Zero, but you’ll love the uniform
I did some research. Is this an apt representation of what I can expect? If it is, I’m in!

That’s it exactly. Welcome to the club.
mfw arch users are more likely to be virgins than monks.
This is all fine as long as you are not on a throttled connection. I read an blog post a couple of years ago in which the author switched from Arch to Debian for a longer offgrid vacation for this exact reason.
Just don’t update
Updating your software is the most important action one can take for cyber security, so no. That is not an option.

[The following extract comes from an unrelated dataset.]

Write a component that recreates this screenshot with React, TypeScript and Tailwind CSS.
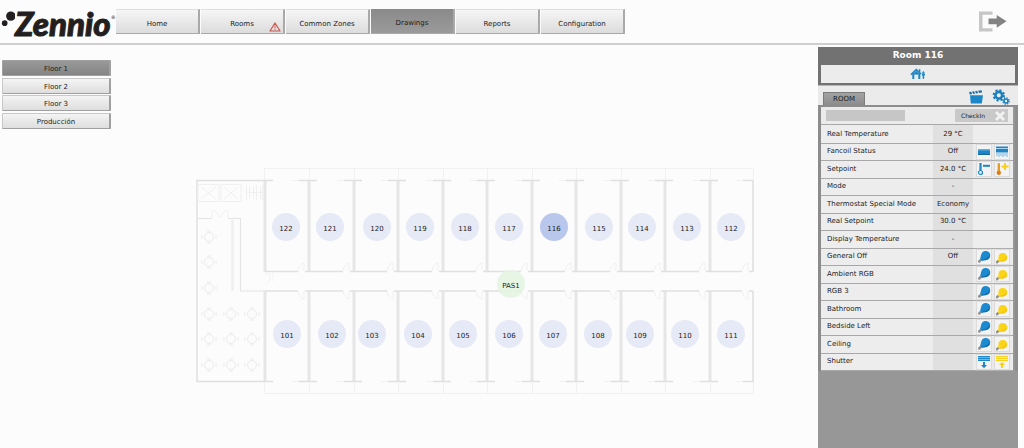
import React, { useState } from 'react';

type Action = 'fanOff' | 'fanOn' | 'tempDown' | 'tempUp' | 'lightOff' | 'lightOn' | 'shutterDown' | 'shutterUp';

interface Row {
  label: string;
  value?: string;
  actions?: Action[];
}

interface Marker {
  name: string;
  x: number;
  y: number;
}

const NAV_ITEMS = ['Home', 'Rooms', 'Common Zones', 'Drawings', 'Reports', 'Configuration'];
const FLOORS = ['Floor 1', 'Floor 2', 'Floor 3', 'Producción'];
const LIGHT: Action[] = ['lightOff', 'lightOn'];

const ROWS: Row[] = [
  { label: 'Real Temperature', value: '29 °C' },
  { label: 'Fancoil Status', value: 'Off', actions: ['fanOff', 'fanOn'] },
  { label: 'Setpoint', value: '24.0 °C', actions: ['tempDown', 'tempUp'] },
  { label: 'Mode', value: '-' },
  { label: 'Thermostat Special Mode', value: 'Economy' },
  { label: 'Real Setpoint', value: '30.0 °C' },
  { label: 'Display Temperature', value: '-' },
  { label: 'General Off', value: 'Off', actions: LIGHT },
  { label: 'Ambient RGB', actions: LIGHT },
  { label: 'RGB 3', actions: LIGHT },
  { label: 'Bathroom', actions: LIGHT },
  { label: 'Bedside Left', actions: LIGHT },
  { label: 'Ceiling', actions: LIGHT },
  { label: 'Shutter', actions: ['shutterDown', 'shutterUp'] },
];

// Marker centres, in plan coordinates
const MARKERS: Marker[] = [
  { name: '122', x: 91, y: 60 },
  { name: '121', x: 135, y: 60 },
  { name: '120', x: 182, y: 60 },
  { name: '119', x: 225, y: 60 },
  { name: '118', x: 270, y: 60 },
  { name: '117', x: 314, y: 60 },
  { name: '116', x: 359, y: 60 },
  { name: '115', x: 404, y: 60 },
  { name: '114', x: 447, y: 60 },
  { name: '113', x: 492, y: 60 },
  { name: '112', x: 536, y: 60 },
  { name: 'PAS1', x: 316, y: 117 },
  { name: '101', x: 92, y: 167 },
  { name: '102', x: 137, y: 167 },
  { name: '103', x: 177, y: 167 },
  { name: '104', x: 223, y: 167 },
  { name: '105', x: 268, y: 167 },
  { name: '106', x: 314, y: 167 },
  { name: '107', x: 358, y: 167 },
  { name: '108', x: 403, y: 167 },
  { name: '109', x: 445, y: 167 },
  { name: '110', x: 490, y: 167 },
  { name: '111', x: 536, y: 167 },
];

const Logo = () => (
  <a href="#" aria-label="Zennio" className="flex h-8 w-[115px] items-start text-[#231f20]">
    <svg viewBox="0 0 16 32" className="h-8 w-[15px] shrink-0" fill="currentColor">
      <circle cx="11.500" cy="6.500" r="5" />
      <circle cx="5" cy="14" r="3" />
    </svg>
    <span className="font-[Lato] text-[33px] leading-[28px] font-black italic [-webkit-text-stroke:1px_currentColor]">Zennio</span>
    <span className="pt-1 text-[5px] leading-[8px]">®</span>
  </a>
);

const ExitIcon = () => (
  <svg viewBox="0 0 30 22" className="h-[22px] w-[30px]">
    <path d="M14.500 0.500H1v20h13.500v-3.200H4.500V3.700h10z" fill="#c6c6c6" />
    <path d="M10.500 7.500h8.200V4L28.500 10.300l-9.800 6.500v-3.500h-8.200z" fill="#838383" />
  </svg>
);

const WarningIcon = () => (
  <svg viewBox="0 0 12 10" className="h-[10px] w-3" fill="none" stroke="#c8544c">
    <path d="M6 1L11 9H1z" strokeWidth="1.200" strokeLinejoin="round" />
    <path d="M6 3.600v2.800M6 7.200v.9" strokeWidth="1" />
  </svg>
);

const HomeIcon = () => (
  <svg viewBox="0 0 16 12" className="h-3 w-4" fill="none" stroke="#1c86c6">
    <path d="M1 6.600L6.300 1.600L11 6" strokeWidth="1.700" />
    <path d="M9.600 1.200v3.200" strokeWidth="1.400" />
    <path d="M3.300 11V5.500M9.300 11V5.500" strokeWidth="2" />
    <path d="M3 6.200L6.300 3.200L9.600 6.200z" fill="#1c86c6" strokeWidth=".6" />
    <path d="M13.400 4.500V10.800" strokeWidth="1.500" />
    <path d="M11.900 6.600h3" strokeWidth="2" />
    <circle cx="13.400" cy="4.400" r=".7" strokeWidth="1" />
  </svg>
);

const ClapperIcon = () => (
  <svg viewBox="0 0 15 15" className="size-[15px]">
    <path d="M1 5.200h13L12.800 13.500H1.800z" fill="#1b86c8" />
    <path d="M0.600 4.400L0.200 2L12.600 0.200L13 2.600z" fill="#1b6fa8" />
    <path d="M2.500 1.200l1.200 3M5.500 .8l1.200 3M8.500 .4l1.200 3" stroke="#ebebeb" strokeWidth="1" />
  </svg>
);

const GearsIcon = () => (
  <svg viewBox="0 0 18 16" className="h-4 w-[18px]" fill="none">
    <circle cx="6.800" cy="6.300" r="3.400" stroke="#1c7fbe" strokeWidth="2.600" />
    <circle cx="6.800" cy="6.300" r="5.200" stroke="#1c7fbe" strokeWidth="2" strokeDasharray="2.100 1.984" />
    <circle cx="14" cy="12" r="2" stroke="#1c7fbe" strokeWidth="1.600" />
    <circle cx="14" cy="12" r="3.200" stroke="#1c7fbe" strokeWidth="1.300" strokeDasharray="1.300 1.213" />
  </svg>
);

const OffBulb = () => (
  <>
    <path d="M1.500 12.800l-.6-1.900 2.300-2.100 1.900 1.800-2.300 2.200z" fill="#8f8f8f" />
    <path d="M3 8.800C3.800 7.800 3.500 6.300 4.300 4.500a4.500 4.500 0 1 1 5 5.400C7.600 10.200 6.200 10 5 10.700z" fill="#1c8ad0" />
    <path d="M12.600 4a4.500 4.500 0 0 1-3.300 5.900C7.600 10.200 6.200 10 5 10.700L4.400 10C7 8.800 11 9 12.600 4z" fill="#1470ae" />
  </>
);

const OnBulb = () => (
  <>
    <path d="M1.300 13.500l-.5-1.800 1.900-1.900 1.700 1.700-2 2z" fill="#8f8f8f" />
    <path d="M2.900 10.200C3.700 9.500 3.300 8.500 3.500 7a4.300 4.300 0 1 1 5 4.500C6.800 11.700 5.500 11 4.500 12z" fill="#fbd416" />
    <path d="M11.800 5.500a4.300 4.300 0 0 1-3.300 6C6.800 11.700 5.500 11 4.500 12L4 11.300C7 10 10.800 10.500 11.800 5.500z" fill="#f4c50f" />
  </>
);

const Shutter = ({ color, light, up }: { color: string; light: string; up?: boolean }) => (
  <>
    <path d="M1 1h12v5H1z" fill={light} />
    <path d="M1 1.500h12M1 3.500h12M1 5.500h12" stroke={color} strokeWidth="1" />
    {up ? <path d="M7 7l3 3H8v3H6v-3H4z" fill={color} /> : <path d="M7 13.200L4 10h2V7h2v3h2z" fill={color} />}
  </>
);

const ActionIcon = ({ action }: { action: Action }) => (
  <svg viewBox="0 0 14 14" className="size-[14px]">
    {action === 'fanOff' && (
      <>
        <path d="M1 4h12v6H1z" fill="#1d83c4" />
        <path d="M1 4h12v1.600H1z" fill="#5baede" />
        <path d="M1 9h12v1H1z" fill="#12649b" />
      </>
    )}
    {action === 'fanOn' && (
      <>
        <path d="M1 1.500h12v6H1z" fill="#1d83c4" />
        <path d="M1 3h12v1H1z" fill="#a7d6f0" />
        <path d="M2 8v3M4 8v4M6 8v3M8 8v4M10 8v3M12 8v4" stroke="#77b9e0" strokeWidth="1" />
      </>
    )}
    {action === 'tempDown' && (
      <>
        <path d="M3.500 1v8.500" stroke="#1c86c6" strokeWidth="2.200" />
        <circle cx="3.500" cy="10.500" r="2" fill="#e8f4fb" stroke="#1c86c6" strokeWidth="1.200" />
        <path d="M6 3.800h7" stroke="#1c86c6" strokeWidth="2" />
      </>
    )}
    {action === 'tempUp' && (
      <>
        <path d="M3.800 1.200v9" stroke="#e89b1c" strokeWidth="2.400" />
        <circle cx="3.800" cy="10.800" r="2.200" fill="#dc7d19" />
        <path d="M6.500 4.500h7M10 1v7" stroke="#f8cf1c" strokeWidth="2" />
      </>
    )}
    {action === 'lightOff' && <OffBulb />}
    {action === 'lightOn' && <OnBulb />}
    {action === 'shutterDown' && <Shutter color="#1c86c6" light="#6fb8e2" />}
    {action === 'shutterUp' && <Shutter color="#f8cf1c" light="#fdeea5" up />}
  </svg>
);

const WALLS = [70, 114, 159, 203, 248, 292, 337, 381, 426, 470, 515, 558];
const TABLES = [
  [14, 70], [14, 95], [14, 121], [14, 147], [36, 147], [57, 147],
  [14, 172], [36, 172], [57, 172], [14, 198], [36, 198], [57, 198],
];

const FloorPlan = () => (
  <svg viewBox="0 0 560 228" className="h-[228px] w-[560px]" fill="none">
    {/* balconies */}
    <path d="M69.500 13V1.500H558.500V13M69.500 215V226.500H558.500V215" stroke="#f1f1f1" />
    {WALLS.map((x, i) => (
      <g key={x}>
        {i > 0 && i < WALLS.length - 1 && (
          <path d={`M${x + 0.5} 2V13M${x + 0.5} 216V226`} stroke="#f1f1f1" />
        )}
        <path
          d={`M${x} 13V105M${x} 124V215`}
          stroke="#e6e6e6"
          strokeWidth={i === WALLS.length - 1 ? 2 : 3}
        />
        {i > 0 && (
          <>
            <path d={`M${x - 10} 13.500H${x}M${x - 10} 214.500H${x}`} stroke="#e0e0e0" strokeWidth="1.500" />
            <path d={`M${x - 17} 13.500h7M${x - 17} 214.500h7`} stroke="#f1f1f1" />
            <path d={`M${WALLS[i - 1]} 104.500H${x - 11}M${x - 4} 104.500H${x}`} stroke="#e0e0e0" strokeWidth="1.500" />
            <path d={`M${WALLS[i - 1]} 124H${x - 11}M${x - 4} 124H${x}`} stroke="#e0e0e0" strokeWidth="1.500" />
            <path d={`M${x - 11} 104c1-5 3-7 6-8v8M${x - 11} 124c1 5 3 7 6 8v-8`} stroke="#f0f0f0" />
          </>
        )}
        {i < WALLS.length - 1 && (
          <path d={`M${x} 13.500h8M${x} 214.500h8`} stroke="#e0e0e0" strokeWidth="1.500" />
        )}
      </g>
    ))}
    {/* lobby */}
    <path d="M70 13.500H2V214.500H70" stroke="#dfdfdf" strokeWidth="1.500" />
    <path d="M2 51.500H17M33 51.500H45.500V124H70" stroke="#e4e4e4" strokeWidth="1.200" />
    <path d="M37.500 53V124" stroke="#efefef" strokeWidth="2.500" />
    <path d="M17 51V44h3l5 6 5-6h3v7" stroke="#f0f0f0" />
    <path d="M3 17.500H24V34.500H3zM26 17.500H46V34.500H26zM6 20L21 32M21 20L6 32M29 20L43 32M43 20L29 32" stroke="#f0f0f0" />
    <path d="M51.500 18V33M54.500 20V31M58.500 19V32M61.500 18V33M65.500 20V32M67.500 18V33M51 25.500H67" stroke="#f0f0f0" />
    <path d="M70 107h5v6l-3 4M78 105v9" stroke="#f2f2f2" />
    {TABLES.map(([x, y]) => (
      <g key={`${x}-${y}`} stroke="#ececec">
        <circle cx={x} cy={y} r="4.500" />
        <path d={`M${x - 2} ${y - 6}h4M${x - 2} ${y + 6}h4M${x - 7} ${y - 2}v4M${x + 7} ${y - 2}v4`} />
      </g>
    ))}
  </svg>
);

const markerColor = (name: string, selected: boolean) => {
  if (selected) return 'bg-[#b9c7ec]';
  if (name.startsWith('PAS')) return 'bg-[#e4f4e2]/90';
  return 'bg-[#e6e9f6]';
};

const App: React.FC = () => {
  const [section, setSection] = useState('Drawings');
  const [floor, setFloor] = useState('Floor 1');
  const [room, setRoom] = useState('116');

  return (
    <div className="flex min-h-screen flex-col bg-[#fcfcfc] font-['DejaVu_Sans',Verdana,sans-serif] text-[7px] text-[#1c1c1c]">
      <header className="flex items-start border-b-2 border-[#cfcfcf] pt-[9px] pb-[2px]">
        <Logo />
        <nav className="flex gap-px pl-px">
          {NAV_ITEMS.map(item => (
            <button
              key={item}
              type="button"
              onClick={() => setSection(item)}
              className={`relative h-[25px] w-[84px] border-r-2 border-b border-[#a9a9a9] pt-[5px] ${
                section === item
                  ? 'bg-linear-to-b from-[#8a8a8a] to-[#9a9a9a]'
                  : 'border-t border-t-[#dedede] bg-linear-to-b from-[#f6f6f6] to-[#dcdcdc]'
              }`}
            >
              {item}
              {item === 'Rooms' && (
                <span className="absolute right-[2px] bottom-px">
                  <WarningIcon />
                </span>
              )}
            </button>
          ))}
        </nav>
        <button type="button" aria-label="Log out" className="mt-[2px] mr-4 ml-auto">
          <ExitIcon />
        </button>
      </header>

      <div className="flex flex-1">
        <aside className="w-28 shrink-0 pt-[15px] pl-[2px]">
          {FLOORS.map(item => (
            <div key={item} className="h-[17px] odd:h-[18px]">
              <button
                type="button"
                onClick={() => setFloor(item)}
                className={`h-4 w-[109px] rounded-[1px] border border-r-2 border-[#a0a0a0] pt-[2px] ${
                  floor === item
                    ? 'bg-linear-to-b from-[#999999] to-[#858585]'
                    : 'border-t-[#c8c8c8] border-l-[#c8c8c8] bg-linear-to-b from-[#f4f4f4] to-[#dedede]'
                }`}
              >
                {item}
              </button>
            </div>
          ))}
        </aside>

        <main className="flex flex-1 items-start justify-center pt-[122px] pl-5">
          <div className="relative shrink-0">
            <FloorPlan />
            {MARKERS.map(m => (
              <button
                key={m.name}
                type="button"
                onClick={() => setRoom(m.name)}
                style={{ left: m.x, top: m.y }}
                className={`absolute size-7 -translate-x-1/2 -translate-y-1/2 rounded-full pt-1 ${markerColor(m.name, room === m.name)}`}
              >
                {m.name}
              </button>
            ))}
          </div>
        </main>

        <section className="mt-[2px] mr-[6px] flex w-[200px] shrink-0 flex-col bg-[#979797]">
          <div className="bg-[#727272] px-[3px] pb-[2px]">
            <h2 className="h-[18px] pt-[2px] text-center text-[9px] leading-3 font-bold text-white">Room {room}</h2>
            <button type="button" aria-label="Room overview" className="flex h-[18px] w-full items-center justify-center bg-[#ececec]">
              <HomeIcon />
            </button>
          </div>

          <div className="flex h-5 items-end border-t border-[#b5b5b5] bg-[#ebebeb] pr-2 pl-[5px]">
            <button type="button" className="h-[13px] w-[42px] border border-b-0 border-[#7c7c7c] bg-linear-to-b from-[#a3a3a3] to-[#8c8c8c] pt-px">
              ROOM
            </button>
            <button type="button" aria-label="Scenes" className="mr-2 ml-auto">
              <ClapperIcon />
            </button>
            <button type="button" aria-label="Settings">
              <GearsIcon />
            </button>
          </div>

          <div className="border-x-[3px] border-t-2 border-[#8c8c8c] pr-[2px]">
            <form className="flex h-[18px] items-center justify-between border-b border-[#a8a8a8] bg-[#ebebeb] px-[5px]">
              <input type="text" aria-label="Guest" className="h-[11px] w-[79px] bg-[#c6c6c6] px-1" />
              <button type="button" className="flex h-[13px] w-[53px] items-center justify-between bg-[#c9c9c9] pr-[2px] pl-[6px] text-[6px]">
                CheckIn
                <svg viewBox="0 0 12 12" className="size-3">
                  <path d="M2 2l8 8M10 2l-8 8" stroke="#f1f1f1" strokeWidth="3" />
                </svg>
              </button>
            </form>
            <table className="w-full table-fixed border-collapse">
              <tbody>
                {ROWS.map(row => (
                  <tr key={row.label} className="h-[17px] border-b border-[#a8a8a8] bg-[#ededed] odd:h-[18px]">
                    <th scope="row" className="p-0 pl-[6px] text-left font-normal">{row.label}</th>
                    <td className="w-10 bg-[#e0e0e0] p-0 text-center">{row.value}</td>
                    <td className="w-10 p-0">
                      <div className="flex justify-center gap-1">
                        {row.actions?.map(action => (
                          <button
                            key={action}
                            type="button"
                            aria-label={`${row.label} ${action}`}
                            className="bg-[#f3f3f3] shadow-[0_0_1px_1px_#dcdcdc]"
                          >
                            <ActionIcon action={action} />
                          </button>
                        ))}
                      </div>
                    </td>
                  </tr>
                ))}
              </tbody>
            </table>
          </div>
        </section>
      </div>
    </div>
  );
};

export default App;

Also the update can fail if you wait too long (mostly GPG keys, which can be fixed)
I mean you’ll be fine off grid for a couple months
Not with the arch, i broke several arch installations by being off grid for 2-3 months
Calm down. All updates are not security updates. People can read change logs before deciding to update.
Does anybody read all the changelogs? There are hundreds of updates every time I run things.
Step one, uninstall garbage like Deno, VSCode, fucking GitHub CLI.
My reaction was this guy is a Microsoft plant, there’s no way someone running arch isn’t using VSCodium if they liked VSCode
REEEEE someone is using their computer not how I would use it!
lmfao arch users are such losers
#debian #stable #roll on deez nuts
Joke’s on you buddy, I’m using Trixie just like you!
I keep my install pretty clean, for a desktop machine. Though I use a heavier DE (KDE) so that brings a lot of dependencies. But I only install software via pacman/aur that I am familiar with and know I’ll use. If I want to futz with something new or just temporarily, I’ll do it via virtualization, flakpaks, nix packages, or app images.
Point is, I try to keep the cruft to a minimum, but I find the meme holds true still.
I use Artix BTW. For now anyway. But so far so good!